While the mount plate may well be entirely closed, it is also within the scope of this invention that some limited openings can be formed through the mount plate for mounting, or seal cooling for example. In addition, the term “plate” should not be interpreted to require a planar structure. In fact, in the disclosed embodiment, the mount plate would curve continuously or in segments about a central axis, as would the prior art seal structures.

Several embodiments of the present invention are disclosed. However, a worker of ordinary skill in the art would recognize that certain modifications come within the scope of this invention. For that reason the following claims should be studied to determine the true scope and content of this invention.

Claims

1. An abradable sealing land comprising:

an integral piece of abradable material, said integral piece of abradable material including a largely closed mount plate, and an abradable surface for facing a rotating member, the abradable surface having an open cell structure, and said mount plate secured to a mount structure.

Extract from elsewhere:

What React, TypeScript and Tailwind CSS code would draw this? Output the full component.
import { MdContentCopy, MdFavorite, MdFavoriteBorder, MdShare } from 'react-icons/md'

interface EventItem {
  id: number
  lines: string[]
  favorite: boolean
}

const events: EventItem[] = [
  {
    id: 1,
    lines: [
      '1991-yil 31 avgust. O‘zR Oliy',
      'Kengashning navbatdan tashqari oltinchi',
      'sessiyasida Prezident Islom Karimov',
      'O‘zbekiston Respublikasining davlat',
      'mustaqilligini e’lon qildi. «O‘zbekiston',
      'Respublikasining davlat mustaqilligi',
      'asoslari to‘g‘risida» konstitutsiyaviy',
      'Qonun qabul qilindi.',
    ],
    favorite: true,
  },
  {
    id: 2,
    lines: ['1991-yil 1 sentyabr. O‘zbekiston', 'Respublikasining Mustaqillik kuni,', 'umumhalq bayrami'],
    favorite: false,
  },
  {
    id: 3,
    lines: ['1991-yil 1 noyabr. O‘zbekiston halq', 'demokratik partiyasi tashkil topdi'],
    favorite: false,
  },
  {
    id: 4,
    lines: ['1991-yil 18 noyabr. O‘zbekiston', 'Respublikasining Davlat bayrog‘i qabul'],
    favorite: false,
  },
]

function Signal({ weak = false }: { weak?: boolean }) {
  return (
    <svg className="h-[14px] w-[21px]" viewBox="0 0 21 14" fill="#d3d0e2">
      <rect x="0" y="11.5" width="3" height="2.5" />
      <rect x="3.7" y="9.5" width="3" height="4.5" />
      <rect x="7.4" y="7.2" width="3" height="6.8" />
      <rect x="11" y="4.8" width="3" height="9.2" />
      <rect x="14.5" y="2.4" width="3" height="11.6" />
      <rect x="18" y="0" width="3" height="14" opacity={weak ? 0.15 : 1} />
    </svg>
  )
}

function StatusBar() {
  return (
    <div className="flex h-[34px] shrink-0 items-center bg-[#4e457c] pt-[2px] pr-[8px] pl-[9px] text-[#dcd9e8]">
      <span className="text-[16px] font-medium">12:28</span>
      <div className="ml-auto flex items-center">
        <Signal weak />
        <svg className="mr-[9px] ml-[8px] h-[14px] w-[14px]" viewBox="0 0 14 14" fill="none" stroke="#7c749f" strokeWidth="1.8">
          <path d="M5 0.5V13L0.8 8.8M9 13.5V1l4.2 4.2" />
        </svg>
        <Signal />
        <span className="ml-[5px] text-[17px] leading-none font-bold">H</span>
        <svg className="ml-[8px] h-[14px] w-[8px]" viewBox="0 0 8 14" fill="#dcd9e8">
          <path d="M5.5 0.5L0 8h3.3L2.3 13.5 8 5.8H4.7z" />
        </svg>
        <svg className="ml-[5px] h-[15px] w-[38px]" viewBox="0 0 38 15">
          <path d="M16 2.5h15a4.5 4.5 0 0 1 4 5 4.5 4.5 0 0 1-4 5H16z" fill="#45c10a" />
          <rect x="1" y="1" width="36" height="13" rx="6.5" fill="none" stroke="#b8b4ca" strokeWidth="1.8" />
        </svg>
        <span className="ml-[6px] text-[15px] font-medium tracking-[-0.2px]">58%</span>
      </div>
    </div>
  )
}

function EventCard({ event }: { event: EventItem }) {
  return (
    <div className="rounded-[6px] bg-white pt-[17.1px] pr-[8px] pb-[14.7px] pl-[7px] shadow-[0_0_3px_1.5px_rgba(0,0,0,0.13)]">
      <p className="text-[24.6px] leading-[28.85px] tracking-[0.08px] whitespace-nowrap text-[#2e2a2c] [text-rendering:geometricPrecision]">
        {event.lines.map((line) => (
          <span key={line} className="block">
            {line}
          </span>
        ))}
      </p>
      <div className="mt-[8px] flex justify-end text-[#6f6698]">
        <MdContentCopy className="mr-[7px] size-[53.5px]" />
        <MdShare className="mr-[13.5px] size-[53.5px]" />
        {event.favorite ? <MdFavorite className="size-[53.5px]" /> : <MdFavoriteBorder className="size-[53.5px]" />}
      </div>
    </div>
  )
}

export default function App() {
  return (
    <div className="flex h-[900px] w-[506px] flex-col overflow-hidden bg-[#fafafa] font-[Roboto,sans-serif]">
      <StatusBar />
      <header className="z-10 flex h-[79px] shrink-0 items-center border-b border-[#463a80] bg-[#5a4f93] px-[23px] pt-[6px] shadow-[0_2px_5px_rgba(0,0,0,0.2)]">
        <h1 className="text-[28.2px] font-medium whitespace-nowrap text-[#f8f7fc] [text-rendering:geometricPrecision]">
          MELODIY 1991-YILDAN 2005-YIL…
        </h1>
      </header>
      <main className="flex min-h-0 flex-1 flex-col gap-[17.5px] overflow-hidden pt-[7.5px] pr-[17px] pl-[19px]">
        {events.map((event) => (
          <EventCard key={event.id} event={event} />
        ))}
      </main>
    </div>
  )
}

2. The sealing land as set forth in claim 1, wherein said open cell structure is in a repeating pattern.

3. The sealing land as set forth in claim 1, wherein the mount plate is entirely closed.

4. The sealing land as set forth in claim 1, wherein the open cell structure includes a plurality of shapes arranged in an array.

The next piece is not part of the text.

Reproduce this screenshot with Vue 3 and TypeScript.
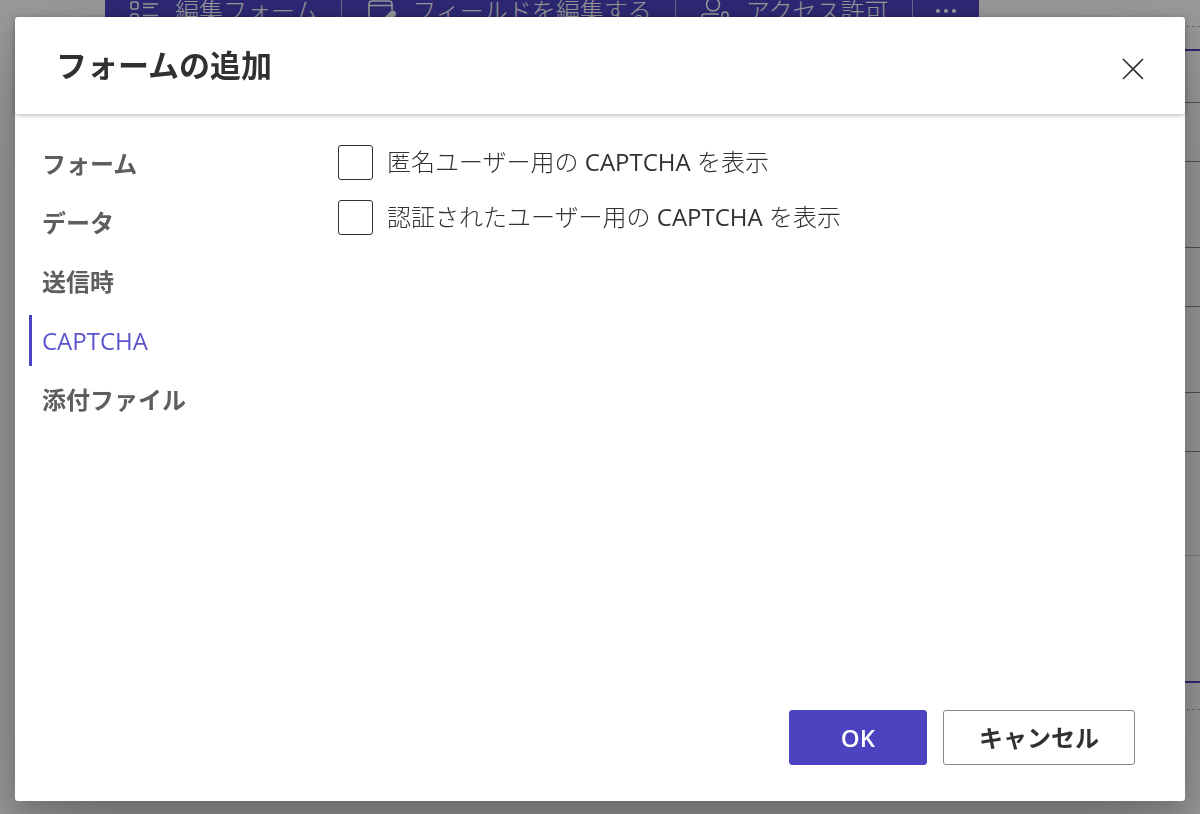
<script setup lang="ts">
import { ref } from 'vue'

interface Tab {
  id: string
  label: string
}

const tabs: Tab[] = [
  { id: 'form', label: 'フォーム' },
  { id: 'data', label: 'データ' },
  { id: 'submit', label: '送信時' },
  { id: 'captcha', label: 'CAPTCHA' },
  { id: 'files', label: '添付ファイル' },
]

const activeTab = ref('captcha')
const anonymousCaptcha = ref(false)
const authenticatedCaptcha = ref(false)
</script>

<template>
  <div class="page">
    <div class="toolbar">
      <button type="button" class="tool">
        <svg class="tool-icon" viewBox="0 0 30 30" aria-hidden="true">
          <rect x="2" y="6" width="7" height="7" rx="2" />
          <rect x="2" y="18" width="7" height="7" rx="2" />
          <path d="M14 8h15M14 11.500h11M14 19.500h15M14 23h11" />
        </svg>
        <span>編集フォーム</span>
      </button>
      <button type="button" class="tool">
        <svg class="tool-icon" viewBox="0 0 30 30" aria-hidden="true">
          <path d="M26 14V8a3 3 0 0 0-3-3H6a3 3 0 0 0-3 3v16a3 3 0 0 0 3 3h8M3 9.500h23" />
          <path class="solid" d="M17 27l1-4 7-7q2-1.500 3.500 0t0 3.500l-7 7z" />
        </svg>
        <span>フィールドを編集する</span>
      </button>
      <button type="button" class="tool">
        <svg class="tool-icon" viewBox="0 0 30 30" aria-hidden="true">
          <circle cx="13" cy="8.500" r="6.500" />
          <path d="M19 18H4.500A2.500 2.500 0 0 0 2 20.500c0 4 4 7 11 7h4M22 22v-3a2.500 2.500 0 0 1 6 0v3M20 22h9v6h-9z" />
        </svg>
        <span>アクセス許可</span>
      </button>
      <button type="button" class="tool more" aria-label="その他">
        <svg class="dots" viewBox="0 0 24 22" aria-hidden="true">
          <circle cx="4" cy="11" r="2" />
          <circle cx="12" cy="11" r="2" />
          <circle cx="20" cy="11" r="2" />
        </svg>
      </button>
    </div>
    <div class="canvas">
      <div class="section">
        <div class="row label"></div>
        <div class="row field"></div>
        <div class="row gap"></div>
        <div class="row field"></div>
        <div class="row gap"></div>
        <div class="row field"></div>
        <div class="row area"></div>
      </div>
    </div>
  </div>

  <div class="overlay">
    <section class="dialog" role="dialog" aria-modal="true" aria-labelledby="dialog-title">
      <header class="header">
        <h1 id="dialog-title">フォームの追加</h1>
        <button type="button" class="close" aria-label="閉じる">
          <svg viewBox="0 0 22 22" aria-hidden="true"><path d="M1 1l20 20M21 1L1 21" /></svg>
        </button>
      </header>
      <div class="body">
        <nav class="tabs" role="tablist" aria-orientation="vertical">
          <button
            v-for="tab in tabs"
            :key="tab.id"
            type="button"
            role="tab"
            class="tab"
            :class="{ active: tab.id === activeTab }"
            :aria-selected="tab.id === activeTab"
            @click="activeTab = tab.id"
          >
            {{ tab.label }}
          </button>
        </nav>
        <div class="options">
          <label class="option" for="anonymous-captcha">
            <input id="anonymous-captcha" v-model="anonymousCaptcha" type="checkbox" />
            <span>匿名ユーザー用の <span class="latin">CAPTCHA</span> を表示</span>
          </label>
          <label class="option" for="authenticated-captcha">
            <input id="authenticated-captcha" v-model="authenticatedCaptcha" type="checkbox" />
            <span>認証されたユーザー用の <span class="latin">CAPTCHA</span> を表示</span>
          </label>
        </div>
      </div>
      <footer class="footer">
        <button type="button" class="action primary">OK</button>
        <button type="button" class="action">キャンセル</button>
      </footer>
    </section>
  </div>
</template>

<style>
body {
  margin: 0;
  overflow: hidden;
  font-family: 'Open Sans', 'Noto Sans CJK JP', sans-serif;
}
</style>

<style scoped>
* {
  box-sizing: border-box;
}
button {
  padding: 0;
  border: 0;
  background: none;
  font-family: inherit;
  cursor: pointer;
}
.page {
  height: 100vh;
  overflow: hidden;
  background: #fff;
}
.toolbar {
  display: flex;
  width: fit-content;
  height: 22px;
  margin-left: 105px;
  background: #4b43bf;
}
.tool {
  display: flex;
  align-items: center;
  gap: 16px;
  padding: 0 23px 0 24px;
  border-right: 1px solid #b5b1e6;
  color: #fff;
  font-size: 24px;
  line-height: 22px;
  font-weight: 300;
  white-space: nowrap;
}
.tool.more {
  padding: 0 21px;
  border-right: 0;
}
.tool-icon {
  flex: none;
  width: 30px;
  height: 30px;
  fill: none;
  stroke: #fff;
  stroke-width: 1.6;
}
.tool-icon .solid {
  fill: #fff;
}
.dots {
  width: 24px;
  height: 22px;
  fill: #fff;
}
.canvas {
  margin: 4px 0 0 105px;
  padding: 22px 0 26px;
  border: dashed #b4b4b4;
  border-width: 1px 0;
}
.section {
  border: solid #4b43bf;
  border-width: 2px 0;
}
.row {
  height: 59px;
  border-bottom: 1px solid #858585;
}
.row.label {
  height: 52px;
}
.row.gap {
  height: 86px;
}
.row.area {
  height: 229px;
  border-bottom: 0;
  background: linear-gradient(#ccc, #ccc) 0 103px / 100% 1px no-repeat;
}
.overlay {
  position: fixed;
  inset: 0;
  display: flex;
  padding: 17px 15px 13px;
  background: rgba(0, 0, 0, 0.4);
}
.dialog {
  display: flex;
  flex: 1;
  flex-direction: column;
  border-radius: 3px;
  background: #fff;
  box-shadow: 0 44px 98px rgba(0, 0, 0, 0.22), 0 8px 24px rgba(0, 0, 0, 0.18);
}
.header {
  display: flex;
  align-items: center;
  justify-content: space-between;
  height: 97px;
  padding: 0 41px 2px;
  border-radius: 3px;
  box-shadow: 0 1px 5px rgba(0, 0, 0, 0.3);
}
h1 {
  margin: 0;
  color: #323130;
  font-size: 31px;
  line-height: 46px;
  font-weight: 600;
}
.close {
  display: flex;
  padding: 0;
  margin-top: 8px;
}
.close svg {
  width: 22px;
  height: 22px;
  fill: none;
  stroke: #323130;
  stroke-width: 1.6;
}
.body {
  display: flex;
  flex: 1;
  padding: 24px 14px 0;
}
.tabs {
  display: flex;
  flex-direction: column;
  gap: 8px;
  width: 309px;
}
.tab {
  height: 51px;
  padding-left: 10px;
  border-left: 3px solid transparent;
  color: #605e5c;
  font-size: 24px;
  line-height: 36px;
  font-weight: 600;
  text-align: left;
}
.tab.active {
  border-left-color: #4b43bf;
  color: #5b54cc;
  font-weight: 400;
}
.options {
  display: flex;
  flex-direction: column;
  gap: 19px;
  padding-top: 6px;
}
.option {
  display: flex;
  align-items: center;
  gap: 14px;
  height: 36px;
  color: #323130;
  font-size: 24px;
  line-height: 36px;
  font-weight: 300;
}
.latin {
  font-weight: 400;
}
.option input {
  flex: none;
  width: 35px;
  height: 35px;
  margin: 0;
  border: 1px solid #323130;
  border-radius: 3px;
  background: #fff;
  appearance: none;
}
.option input:checked {
  background: #4b43bf;
}
.footer {
  display: flex;
  justify-content: flex-end;
  gap: 16px;
  padding: 0 50px 36px;
}
.action {
  height: 55px;
  padding: 0 35px;
  border: 1px solid #8a8886;
  border-radius: 3px;
  color: #323130;
  font-size: 24px;
  line-height: 36px;
  font-weight: 600;
}
.action.primary {
  padding: 0 51px;
  border-color: #4b43bf;
  background: #4b43bf;
  color: #fff;
}
</style>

5. The sealing land as set forth in claim 1, wherein the open cell structure includes a plurality of fin shapes with intermediate spaces.

6. The sealing land as set forth in claim 1, wherein the open cell structure extends along an angle towards a central axis of the mount plate.

7. The sealing land as set forth in claim 6, wherein the angle extends, radially inwardly perpendicular to the central axis.

8. The sealing land as set forth in claim 6, wherein the angle is non-perpendicular to the central axis.

9. The sealing land as set forth in claim 1, wherein the mount plate is non planer.

10. The sealing land as set forth in claim 1, wherein the mount plate is secured to the mount structure with braze.

11. The sealing land as set forth in claim 1, wherein the mount plate extends over a limited circumferential extent, and is used in combination with other abradable seal assemblies when assembled.

12. A gas turbine engine comprising:

a compressor;

a combustor; and

a turbine section including a rotor, said rotor having a rotating knife edge runner which rotates adjacent a static abradable seal land, the abradable seal land formed of an integral piece of abradable material, said integral piece of abradable material including a largely closed mount plate, and an abradable surface facing the rotor, the abradable surface having an open cell structure, the mount plate secured to a mount structure.

13. The gas turbine engine as set forth in claim 12, wherein said open cell structure is in a repeating pattern.

14. The gas turbine engine as set forth in claim 12, wherein the mount structure includes a tab mounting the mount structure to the housing.

15. The gas turbine engine as set forth in claim 12, wherein the open cell structure includes a plurality of shapes arranged in an array.

16. The gas turbine engine as set forth in claim 12, wherein the open cell structure includes a plurality of fin shapes with intermediate openings.

17. The gas turbine engine as set forth in claim 12, wherein the open cell structure extends along an angle towards a central axis of the engine.

18. The gas turbine engine as set forth in claim 17, wherein the angle extends radially inwardly perpendicular to the central axis.

19. The gas turbine engine as set forth in claim 17, wherein the angle is non-perpendicular to the central axis.

20. The gas turbine engine as set forth in claim 12, wherein the mount structure extends over a limited circumferential extent, and is used in combination with other abradable seal and mount combinations.

21. The gas turbine engine as set forth in claim 12, wherein the mount plate is entirely closed.

22. The gas turbine engine as set forth in claim 12, wherein the mount plate is non planer.

23. The gas turbine engine as set forth in claim 12, wherein the mount plate is secured to the mount structure with braze.

24. A method of forming an integral sealing land and mount plate comprising:

providing a single piece of abradable material, and forming a mount plate and an open cell structure in the single piece of abradable material, and securing said mount plate to a mount structure.